→ Task instructions: For the listing underneath, give the count of lines containing the string "React" and nothing further.

▼▼▼

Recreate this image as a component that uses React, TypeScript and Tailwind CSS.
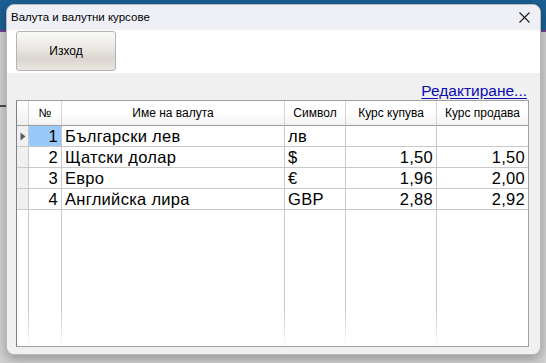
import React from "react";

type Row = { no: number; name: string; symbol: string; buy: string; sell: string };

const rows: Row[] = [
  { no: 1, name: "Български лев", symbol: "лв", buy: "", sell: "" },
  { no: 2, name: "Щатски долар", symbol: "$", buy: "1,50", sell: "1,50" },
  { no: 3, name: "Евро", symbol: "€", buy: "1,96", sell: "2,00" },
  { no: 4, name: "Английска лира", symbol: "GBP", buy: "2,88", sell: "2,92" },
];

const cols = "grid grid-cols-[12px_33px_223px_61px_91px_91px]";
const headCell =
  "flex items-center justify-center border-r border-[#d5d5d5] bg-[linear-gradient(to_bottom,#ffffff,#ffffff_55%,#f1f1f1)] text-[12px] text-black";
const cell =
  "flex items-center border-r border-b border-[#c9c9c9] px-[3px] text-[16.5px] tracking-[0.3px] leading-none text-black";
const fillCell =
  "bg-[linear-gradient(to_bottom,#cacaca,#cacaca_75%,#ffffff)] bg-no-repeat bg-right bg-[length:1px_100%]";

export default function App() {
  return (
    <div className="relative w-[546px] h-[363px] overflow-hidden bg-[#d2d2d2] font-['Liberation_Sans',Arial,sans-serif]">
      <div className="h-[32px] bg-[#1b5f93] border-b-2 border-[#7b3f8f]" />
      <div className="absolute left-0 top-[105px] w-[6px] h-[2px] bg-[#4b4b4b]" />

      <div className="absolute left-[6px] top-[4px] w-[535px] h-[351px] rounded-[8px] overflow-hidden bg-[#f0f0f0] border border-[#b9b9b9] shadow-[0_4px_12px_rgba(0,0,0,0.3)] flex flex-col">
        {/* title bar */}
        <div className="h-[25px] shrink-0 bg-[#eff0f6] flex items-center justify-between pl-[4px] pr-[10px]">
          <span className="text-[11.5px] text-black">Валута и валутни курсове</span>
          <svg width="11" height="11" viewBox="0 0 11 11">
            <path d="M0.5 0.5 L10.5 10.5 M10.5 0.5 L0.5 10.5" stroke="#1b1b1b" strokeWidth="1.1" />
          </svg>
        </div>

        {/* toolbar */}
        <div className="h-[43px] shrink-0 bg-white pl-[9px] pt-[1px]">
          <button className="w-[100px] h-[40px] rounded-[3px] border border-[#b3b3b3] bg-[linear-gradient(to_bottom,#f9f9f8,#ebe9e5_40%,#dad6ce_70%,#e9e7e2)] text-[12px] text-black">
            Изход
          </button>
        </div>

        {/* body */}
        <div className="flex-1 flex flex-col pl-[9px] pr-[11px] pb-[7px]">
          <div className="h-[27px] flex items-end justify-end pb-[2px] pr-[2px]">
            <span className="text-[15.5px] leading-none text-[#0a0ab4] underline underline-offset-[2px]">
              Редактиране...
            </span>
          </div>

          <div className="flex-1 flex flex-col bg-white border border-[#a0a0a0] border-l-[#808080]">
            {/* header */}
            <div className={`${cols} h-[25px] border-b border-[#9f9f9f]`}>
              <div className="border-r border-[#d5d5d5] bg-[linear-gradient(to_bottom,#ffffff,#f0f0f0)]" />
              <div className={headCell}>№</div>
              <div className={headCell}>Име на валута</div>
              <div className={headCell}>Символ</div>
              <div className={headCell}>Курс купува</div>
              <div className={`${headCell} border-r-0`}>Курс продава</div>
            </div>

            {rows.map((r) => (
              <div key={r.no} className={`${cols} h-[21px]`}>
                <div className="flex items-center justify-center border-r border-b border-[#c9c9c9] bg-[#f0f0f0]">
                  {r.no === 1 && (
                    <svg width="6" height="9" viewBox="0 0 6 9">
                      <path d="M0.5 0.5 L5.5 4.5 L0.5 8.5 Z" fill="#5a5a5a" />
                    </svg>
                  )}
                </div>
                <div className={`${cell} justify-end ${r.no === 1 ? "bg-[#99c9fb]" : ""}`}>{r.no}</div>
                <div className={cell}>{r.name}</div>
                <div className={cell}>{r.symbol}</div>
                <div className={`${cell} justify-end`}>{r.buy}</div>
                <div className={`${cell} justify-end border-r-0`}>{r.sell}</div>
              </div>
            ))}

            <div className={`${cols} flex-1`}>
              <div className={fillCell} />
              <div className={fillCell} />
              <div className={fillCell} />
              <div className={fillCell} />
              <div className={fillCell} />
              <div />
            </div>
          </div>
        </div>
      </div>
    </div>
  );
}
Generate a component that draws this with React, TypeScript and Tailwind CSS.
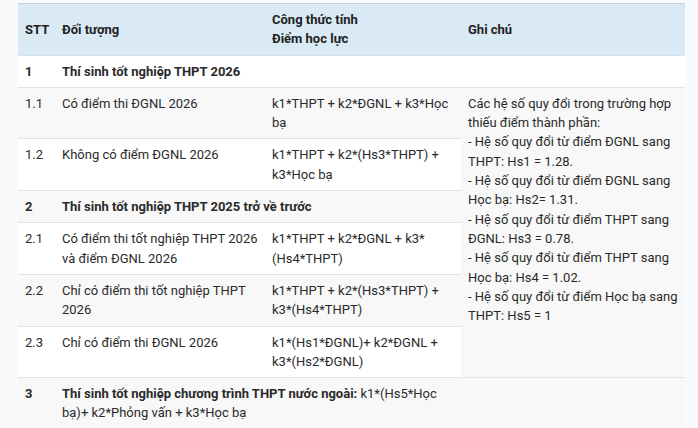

▲▲▲

→ Solved problem: 3